Monday, July 8, 2013

Wit and Wisdom of Flannery O'Connor

For the fun of it, I began rereading "Mystery and Manners", by Flannery O'Connor, a book mostly about writing which is made up of different conferences, lectures and essays she wrote for different occasions, and which were collected and published by her estate after her death. I had read it back in the 1970's and underlined some statements she made because they jumped off the page at me at the time. They still do. Here are some of her observations for your enjoyment.


.....I have heard it said that belief in Christian dogma is a hindrance to a writer, but I myself have found nothing further from the truth. Actually it frees the story-teller to observe. It is not a set of rules which fixes what he sees in the world. It affects his writing by guaranteeing his respect for mystery....

.....Redemption is meaningless unless there is cause for it in the actual life we live, and for the last few centuries there has been operating in our culture the secular belief that there is no such cause....


{To write}...is to measure oneself against Truth, and not the other way around. The first product of self knowledge is humility, and this is not a virtue conspicuous in any national character....

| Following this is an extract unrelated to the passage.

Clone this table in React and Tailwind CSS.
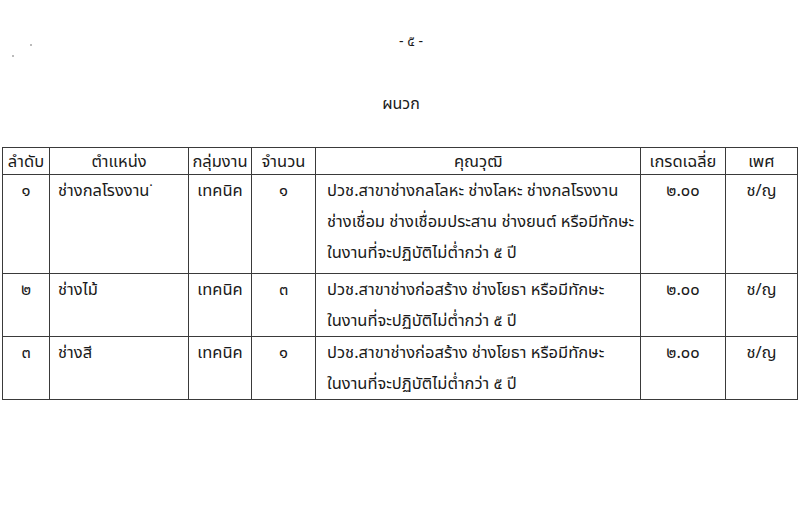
import React from "react";

const font = { fontFamily: '"Noto Sans Thai", "Tahoma", "Noto Sans", "DejaVu Sans", sans-serif' };

const rows = [
  {
    no: "๑",
    pos: "ช่างกลโรงงาน˙",
    group: "เทคนิค",
    count: "๑",
    qual: [
      "ปวช.สาขาช่างกลโลหะ ช่างโลหะ ช่างกลโรงงาน",
      "ช่างเชื่อม ช่างเชื่อมประสาน ช่างยนต์ หรือมีทักษะ",
      "ในงานที่จะปฏิบัติไม่ต่ำกว่า ๕ ปี",
    ],
    h: "h-[99px]",
  },
  {
    no: "๒",
    pos: "ช่างไม้",
    group: "เทคนิค",
    count: "๓",
    qual: ["ปวช.สาขาช่างก่อสร้าง ช่างโยธา หรือมีทักษะ", "ในงานที่จะปฏิบัติไม่ต่ำกว่า ๕ ปี"],
    h: "h-[62px]",
  },
  {
    no: "๓",
    pos: "ช่างสี",
    group: "เทคนิค",
    count: "๑",
    qual: ["ปวช.สาขาช่างก่อสร้าง ช่างโยธา หรือมีทักษะ", "ในงานที่จะปฏิบัติไม่ต่ำกว่า ๕ ปี"],
    h: "h-[61px]",
  },
];

export default function App() {
  const td = "border border-[#3a3a3a] align-top p-0";
  return (
    <div className="w-[800px] h-[525px] bg-white text-[#1a1a1a] overflow-hidden relative" style={font}>
      <div className="absolute left-[30px] top-[44px] w-[2px] h-[2px] bg-[#bbb]" />
      <div className="absolute left-[12px] top-[55px] w-[2px] h-[2px] bg-[#bbb]" />
      <div className="flex flex-col items-center pt-[32px]">
        <div className="h-[20px] text-[14px] leading-[20px] pl-[22px]">- ๕ -</div>
        <div className="mt-[42px] h-[20px] text-[16px] leading-[20px] pl-[2px]">ผนวก</div>
      </div>
      <div className="pl-[2px] mt-[33px]">
        <table className="border-collapse table-fixed text-[16.5px]" style={{ width: 795 }}>
          <colgroup>
            <col style={{ width: 47 }} />
            <col style={{ width: 139 }} />
            <col style={{ width: 63 }} />
            <col style={{ width: 64 }} />
            <col style={{ width: 325 }} />
            <col style={{ width: 85 }} />
            <col style={{ width: 72 }} />
          </colgroup>
          <thead>
            <tr className="h-[27px]">
              {["ลำดับ", "ตำแหน่ง", "กลุ่มงาน", "จำนวน", "คุณวุฒิ", "เกรดเฉลี่ย", "เพศ"].map((t) => (
                <th key={t} className="border border-[#3a3a3a] font-normal text-center align-middle p-0 leading-[25px] whitespace-nowrap">
                  {t}
                </th>
              ))}
            </tr>
          </thead>
          <tbody>
            {rows.map((r) => (
              <tr key={r.no} className={r.h}>
                <td className={`${td} text-center`}><div className="leading-[31px]">{r.no}</div></td>
                <td className={`${td} pl-[8px]`}><div className="leading-[31px]">{r.pos}</div></td>
                <td className={`${td} text-center`}><div className="leading-[31px]">{r.group}</div></td>
                <td className={`${td} text-center`}><div className="leading-[31px]">{r.count}</div></td>
                <td className={`${td} pl-[11px]`}>
                  {r.qual.map((q) => (
                    <div key={q} className="leading-[31px] whitespace-nowrap">{q}</div>
                  ))}
                </td>
                <td className={`${td} text-center`}><div className="leading-[31px]">๒.๐๐</div></td>
                <td className={`${td} text-center`}><div className="leading-[31px]">ช/ญ</div></td>
              </tr>
            ))}
          </tbody>
        </table>
      </div>
    </div>
  );
}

Whenever I'm asked why Southern writers particularly have a penchant for writing about freaks, I say it is because we are still able to recognize one.....


...To call yourself a Georgia writer is certainly to declare a limitation, but one which, like all limitations, is a gateway to realty....


....Some people have the notion that you read the story and then climb out of it into the meaning but for the fiction writer himself, the whole story is the meaning, because it is an experience, not an abstraction....


....There may never be anything new to say, but there is always anew way to say it...


....People without hope not only don't write novels, but what is more to the point, they don't read them. They don't take long looks at anything because they lack the courage....


....I think it is usually some form of self-inflation that destroys the free use of a gift. This may be the pride of the reformer or of the theorist, or it may only be that simple-minded self-appreciation which uses its own sincerity as a standard of truth...


....St.Thomas called art 'reason in making'. This is a very cold and very beautiful definition, and if it is unpopular today, it is because reason has lost ground among us...


....nothing produces silence like experience...


...I have found, in short, from reading my own writing that my subject in fiction is the action of grace in territory held largely by the devil, I have also found that what I write is read by an audience which puts little stock either in grace or the devil...


1 comment:

  1. Mystery and Manners is such a good read - thanks for posting this.